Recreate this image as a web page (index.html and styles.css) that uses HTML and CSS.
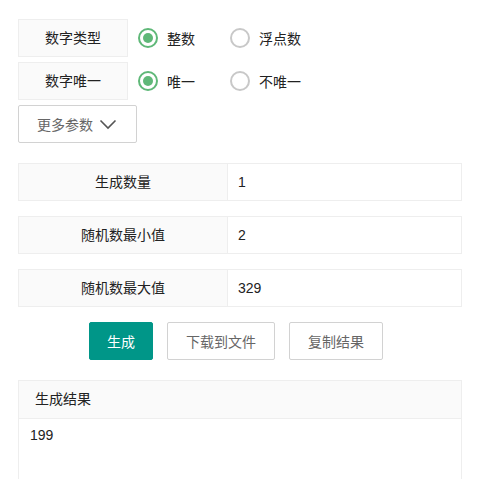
FILE: index.html
```html
<!DOCTYPE html>
<html lang="zh-CN">
<head>
<meta charset="utf-8">
<link rel="stylesheet" href="styles.css">
</head>
<body>
<div class="page">
  <div class="opt-row">
    <div class="opt-label">数字类型</div>
    <div class="radio checked"><span class="dot"></span><span class="rtext">整数</span></div>
    <div class="radio"><span class="dot"></span><span class="rtext">浮点数</span></div>
  </div>
  <div class="opt-row">
    <div class="opt-label">数字唯一</div>
    <div class="radio checked"><span class="dot"></span><span class="rtext">唯一</span></div>
    <div class="radio"><span class="dot"></span><span class="rtext">不唯一</span></div>
  </div>
  <button class="more-btn">更多参数 <svg class="chev" width="18" height="11" viewBox="0 0 18 11"><path d="M1.5 1.5 L9 9 L16.5 1.5" fill="none" stroke="#555" stroke-width="1.6"/></svg></button>

  <div class="field-row first">
    <div class="field-label">生成数量</div>
    <div class="field-value">1</div>
  </div>
  <div class="field-row">
    <div class="field-label">随机数最小值</div>
    <div class="field-value">2</div>
  </div>
  <div class="field-row">
    <div class="field-label">随机数最大值</div>
    <div class="field-value">329</div>
  </div>

  <div class="actions">
    <button class="btn primary">生成</button>
    <button class="btn">下载到文件</button>
    <button class="btn">复制结果</button>
  </div>

  <div class="result">
    <div class="result-head">生成结果</div>
    <div class="result-body">199</div>
  </div>
</div>
</body>
</html>
```
FILE: styles.css
```css
html, body {
  margin: 0;
  padding: 0;
  background: #fff;
}
body {
  font-family: "Liberation Sans", "Noto Sans CJK SC", sans-serif;
  font-size: 14px;
  color: #333;
}
.page {
  width: 444px;
  padding: 19px 0 0 18px;
}
.opt-row {
  display: flex;
  align-items: center;
  height: 38px;
  margin-bottom: 5px;
}
.opt-label {
  box-sizing: border-box;
  width: 110px;
  height: 38px;
  line-height: 36px;
  border: 1px solid #eee;
  background: #fafafa;
  text-align: center;
  color: #222;
}
.radio {
  display: flex;
  align-items: center;
  margin-left: 10px;
  width: 82px;
}
.radio + .radio {
  margin-left: 10px;
}
.dot {
  box-sizing: border-box;
  width: 20px;
  height: 20px;
  border-radius: 50%;
  border: 2px solid #c8c8c8;
  position: relative;
  flex: none;
}
.radio.checked .dot {
  border-color: #5fb878;
}
.radio.checked .dot::after {
  content: "";
  position: absolute;
  left: 3px;
  top: 3px;
  width: 10px;
  height: 10px;
  border-radius: 50%;
  background: #5fb878;
}
.rtext {
  margin-left: 9px;
  color: #222;
}
.more-btn {
  box-sizing: border-box;
  display: flex;
  align-items: center;
  width: 119px;
  height: 38px;
  margin-top: 1px;
  padding: 0 0 0 18px;
  border: 1px solid #d2d2d2;
  background: #fff;
  font-family: inherit;
  font-size: 14px;
  color: #666;
  border-radius: 2px;
}
.chev {
  margin-left: 6px;
}
.field-row {
  box-sizing: border-box;
  display: flex;
  height: 38px;
  border: 1px solid #eee;
  margin-top: 15px;
}
.field-row.first {
  margin-top: 20px;
}
.field-label {
  width: 208px;
  background: #fafafa;
  border-right: 1px solid #eee;
  text-align: center;
  line-height: 36px;
  color: #222;
}
.field-value {
  flex: 1;
  padding-left: 10px;
  line-height: 36px;
  color: #222;
}
.actions {
  display: flex;
  gap: 14px;
  padding-left: 71px;
  margin-top: 15px;
}
.btn {
  box-sizing: border-box;
  height: 38px;
  padding: 0 18px;
  border: 1px solid #d2d2d2;
  background: #fff;
  color: #666;
  font-family: inherit;
  font-size: 14px;
  border-radius: 2px;
}
.btn.primary {
  background: #009688;
  border-color: #009688;
  color: #fff;
  padding: 0 17px;
}
.result {
  margin-top: 20px;
  border: 1px solid #eee;
  border-bottom: none;
  height: 120px;
}
.result-head {
  height: 37px;
  line-height: 37px;
  background: #fafafa;
  border-bottom: 1px solid #eee;
  padding-left: 16px;
  color: #222;
}
.result-body {
  padding: 6px 11px;
  line-height: 20px;
  color: #222;
}
```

-- -- --

> **Directions**:
Reproduce the material word for word, minus the images.

> **Correct response**:
Recreate this image as a web page (index.html and styles.css) that uses HTML and CSS.
FILE: index.html
```html
<!DOCTYPE html>
<html lang="zh-CN">
<head>
<meta charset="utf-8">
<link rel="stylesheet" href="styles.css">
</head>
<body>
<div class="page">
  <div class="opt-row">
    <div class="opt-label">数字类型</div>
    <div class="radio checked"><span class="dot"></span><span class="rtext">整数</span></div>
    <div class="radio"><span class="dot"></span><span class="rtext">浮点数</span></div>
  </div>
  <div class="opt-row">
    <div class="opt-label">数字唯一</div>
    <div class="radio checked"><span class="dot"></span><span class="rtext">唯一</span></div>
    <div class="radio"><span class="dot"></span><span class="rtext">不唯一</span></div>
  </div>
  <button class="more-btn">更多参数 <svg class="chev" width="18" height="11" viewBox="0 0 18 11"><path d="M1.5 1.5 L9 9 L16.5 1.5" fill="none" stroke="#555" stroke-width="1.6"/></svg></button>

  <div class="field-row first">
    <div class="field-label">生成数量</div>
    <div class="field-value">1</div>
  </div>
  <div class="field-row">
    <div class="field-label">随机数最小值</div>
    <div class="field-value">2</div>
  </div>
  <div class="field-row">
    <div class="field-label">随机数最大值</div>
    <div class="field-value">329</div>
  </div>

  <div class="actions">
    <button class="btn primary">生成</button>
    <button class="btn">下载到文件</button>
    <button class="btn">复制结果</button>
  </div>

  <div class="result">
    <div class="result-head">生成结果</div>
    <div class="result-body">199</div>
  </div>
</div>
</body>
</html>
```
FILE: styles.css
```css
html, body {
  margin: 0;
  padding: 0;
  background: #fff;
}
body {
  font-family: "Liberation Sans", "Noto Sans CJK SC", sans-serif;
  font-size: 14px;
  color: #333;
}
.page {
  width: 444px;
  padding: 19px 0 0 18px;
}
.opt-row {
  display: flex;
  align-items: center;
  height: 38px;
  margin-bottom: 5px;
}
.opt-label {
  box-sizing: border-box;
  width: 110px;
  height: 38px;
  line-height: 36px;
  border: 1px solid #eee;
  background: #fafafa;
  text-align: center;
  color: #222;
}
.radio {
  display: flex;
  align-items: center;
  margin-left: 10px;
  width: 82px;
}
.radio + .radio {
  margin-left: 10px;
}
.dot {
  box-sizing: border-box;
  width: 20px;
  height: 20px;
  border-radius: 50%;
  border: 2px solid #c8c8c8;
  position: relative;
  flex: none;
}
.radio.checked .dot {
  border-color: #5fb878;
}
.radio.checked .dot::after {
  content: "";
  position: absolute;
  left: 3px;
  top: 3px;
  width: 10px;
  height: 10px;
  border-radius: 50%;
  background: #5fb878;
}
.rtext {
  margin-left: 9px;
  color: #222;
}
.more-btn {
  box-sizing: border-box;
  display: flex;
  align-items: center;
  width: 119px;
  height: 38px;
  margin-top: 1px;
  padding: 0 0 0 18px;
  border: 1px solid #d2d2d2;
  background: #fff;
  font-family: inherit;
  font-size: 14px;
  color: #666;
  border-radius: 2px;
}
.chev {
  margin-left: 6px;
}
.field-row {
  box-sizing: border-box;
  display: flex;
  height: 38px;
  border: 1px solid #eee;
  margin-top: 15px;
}
.field-row.first {
  margin-top: 20px;
}
.field-label {
  width: 208px;
  background: #fafafa;
  border-right: 1px solid #eee;
  text-align: center;
  line-height: 36px;
  color: #222;
}
.field-value {
  flex: 1;
  padding-left: 10px;
  line-height: 36px;
  color: #222;
}
.actions {
  display: flex;
  gap: 14px;
  padding-left: 71px;
  margin-top: 15px;
}
.btn {
  box-sizing: border-box;
  height: 38px;
  padding: 0 18px;
  border: 1px solid #d2d2d2;
  background: #fff;
  color: #666;
  font-family: inherit;
  font-size: 14px;
  border-radius: 2px;
}
.btn.primary {
  background: #009688;
  border-color: #009688;
  color: #fff;
  padding: 0 17px;
}
.result {
  margin-top: 20px;
  border: 1px solid #eee;
  border-bottom: none;
  height: 120px;
}
.result-head {
  height: 37px;
  line-height: 37px;
  background: #fafafa;
  border-bottom: 1px solid #eee;
  padding-left: 16px;
  color: #222;
}
.result-body {
  padding: 6px 11px;
  line-height: 20px;
  color: #222;
}
```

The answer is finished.